Global prediction of planktic foraminiferal fluxes from hydrographic and productivity data
Abstract. Understanding and quantifying the seasonal and spatial distribution of planktic foraminiferal fluxes reflected in sedimentary assemblages is key to interpret foraminifera-based proxies in paleoceanography. Towards this goal we present an empirical model to predict foraminiferal fluxes on a global scale.
A compilation of planktic foraminiferal flux and export production data from globally distributed sediment traps together with environmental data of sea-surface temperature and mixed-layer depth from online databases is used to calibrate the model that calculates monthly foraminiferal fluxes for the 18 most common species. The calibrated model is then forced with a global data set of hydrographic and productivity data to predict monthly foraminiferal fluxes worldwide. The predictive skills of the model are assessed by comparing the model output with planktic foraminiferal assemblages from globally distributed surface sediments as well as with measured foraminiferal fluxes of sediment traps not included in the calibration data set.
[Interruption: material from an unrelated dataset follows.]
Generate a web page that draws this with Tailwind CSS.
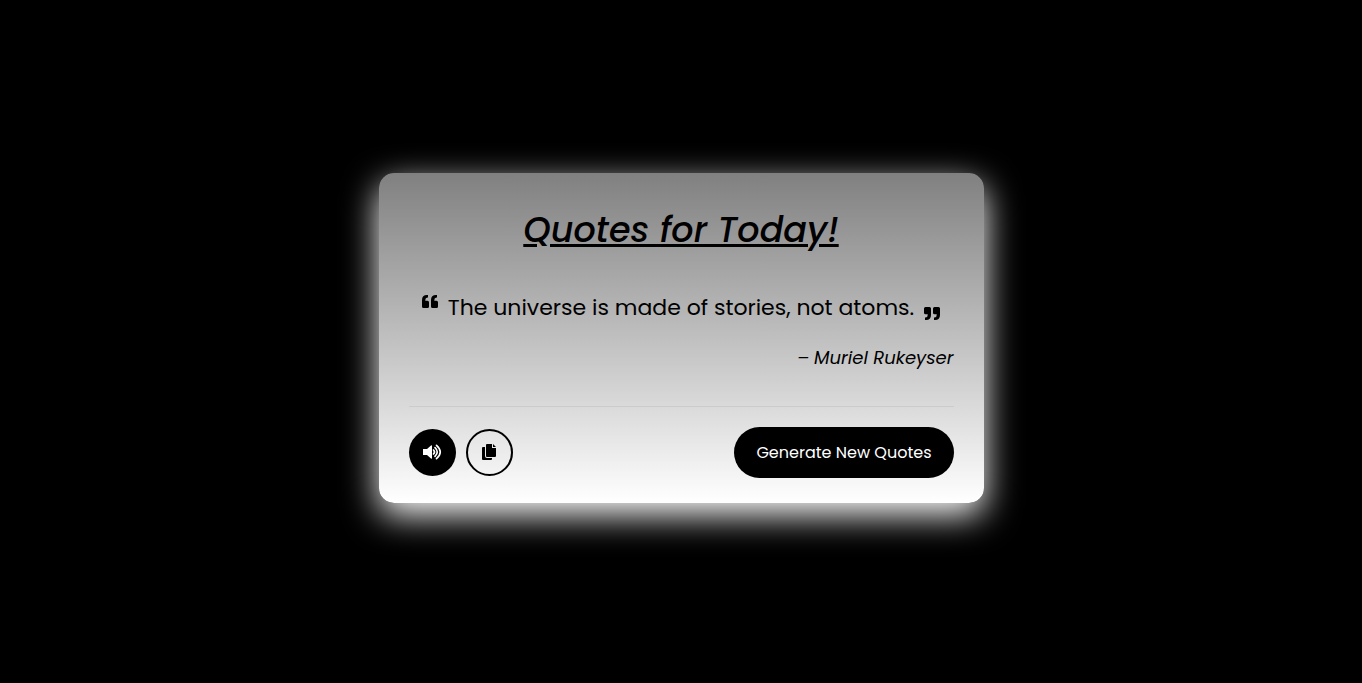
<!DOCTYPE html>
<html lang="en">
<head>
<meta charset="utf-8">
<meta name="viewport" content="width=device-width, initial-scale=1">
<title>Quotes for Today!</title>
<script src="https://cdn.jsdelivr.net/npm/@tailwindcss/browser@4"></script>
</head>
<body class="flex min-h-screen items-center justify-center bg-black px-2 pb-2 font-[Poppins,Inter,sans-serif] text-black">
<main class="w-full max-w-[605px] rounded-[15px] bg-[linear-gradient(#808080,#ffffff)] px-[30px] pt-[30px] pb-[25px] shadow-[0_12px_35px_#ffffff]">
  <h1 class="text-center text-[35px] leading-[54px] font-medium italic underline decoration-3 underline-offset-2">Quotes for Today!</h1>
  <section class="mt-[34px]">
    <div class="flex justify-center gap-[10px]">
      <svg class="mt-1 h-[13px] w-4 shrink-0" viewBox="0 0 16 13" aria-hidden="true"><path d="M0 5Q0 0 5 0h1v2.500H5.500Q3.300 2.500 3.300 5v.8h2.200Q7 5.800 7 7.300v4.200Q7 13 5.500 13h-4Q0 13 0 11.500ZM9 5q0-5 5-5h1v2.500H14.500q-2.200 0-2.200 2.500v.8h2.200q1.500 0 1.500 1.500v4.200q0 1.500-1.500 1.500h-4Q9 13 9 11.500Z"/></svg>
      <p class="text-center text-[22px] leading-[34px]">The universe is made of stories, not atoms.</p>
      <svg class="mb-[5px] h-[13px] w-4 shrink-0 self-end" viewBox="0 0 16 13" aria-hidden="true"><path transform="rotate(180 8 6.500)" d="M0 5Q0 0 5 0h1v2.500H5.500Q3.300 2.500 3.300 5v.8h2.200Q7 5.800 7 7.300v4.200Q7 13 5.500 13h-4Q0 13 0 11.500ZM9 5q0-5 5-5h1v2.500H14.500q-2.200 0-2.200 2.500v.8h2.200q1.500 0 1.500 1.500v4.200q0 1.500-1.500 1.500h-4Q9 13 9 11.500Z"/></svg>
    </div>
    <p class="mt-[19px] flex justify-end gap-[5px] text-[18px] leading-[27px] italic"><span>–</span><span>Muriel Rukeyser</span></p>
  </section>
  <footer class="mt-[35px] flex items-center justify-between border-t border-[#cccccc] pt-5">
    <div class="flex gap-[10px]">
      <button type="button" aria-label="Read quote aloud" class="flex size-[47px] items-center justify-center rounded-full bg-black text-white">
        <svg class="h-4 w-5" viewBox="0 0 20 16" fill="none" stroke="currentColor" stroke-width="1.700" stroke-linecap="round" aria-hidden="true"><path fill="currentColor" stroke="none" d="M1 5h4l4-3.600Q10 .8 10 2v12q0 1.200-1 .6L5 11H1Z"/><path d="M11.500 6q2 2 0 4M13 3.700q4.500 4.300 0 8.600M14.500 1.300q7.500 6.700 0 13.400"/></svg>
      </button>
      <button type="button" aria-label="Copy quote" class="flex size-[47px] items-center justify-center rounded-full border-2 border-black">
        <svg class="h-4 w-[14px]" viewBox="0 0 14 16" fill="currentColor" aria-hidden="true"><path d="M5 0H10v4h4v8q0 1-1 1H5Q4 13 4 12V1Q4 0 5 0ZM11 0l3 3h-3ZM1 3H3v9q0 2 2 2h5v1Q10 16 9 16H1Q0 16 0 15V4Q0 3 1 3Z"/></svg>
      </button>
    </div>
    <button type="button" class="rounded-full bg-black px-[22px] py-[13px] text-[16px] leading-[25px] text-white">Generate New Quotes</button>
  </footer>
</main>
</body>
</html>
Many general distribution patterns of foraminiferal species recognized from the model output compare favorably with observations from coretops or sediment traps, even though the model still produces problematic results in some places. Among others, meridional gradients in species richness and diversity, increased relative abundances of Neogloboquadrina pachyderma (dex.) in upwelling areas, and peak abundances of Globigerinella siphonifera in oligotrophic subtropical gyres show good agreement between model and coretops. Absolute foraminiferal fluxes are significantly underestimated in most cases, while seasonal variations can be reproduced for some species. Interannual differences in foraminiferal fluxes are not reflected by the model which might partly be due to a lack of actual environmental data for the calibration and model experiments.
The limited predictive skills of the model suggest that additional parameters should be considered. Export production should probably be replaced by a more realistic representation of food availability for planktic foraminifera. This could be achieved by adding a dynamic component to the model and linking it to an ecosystem model.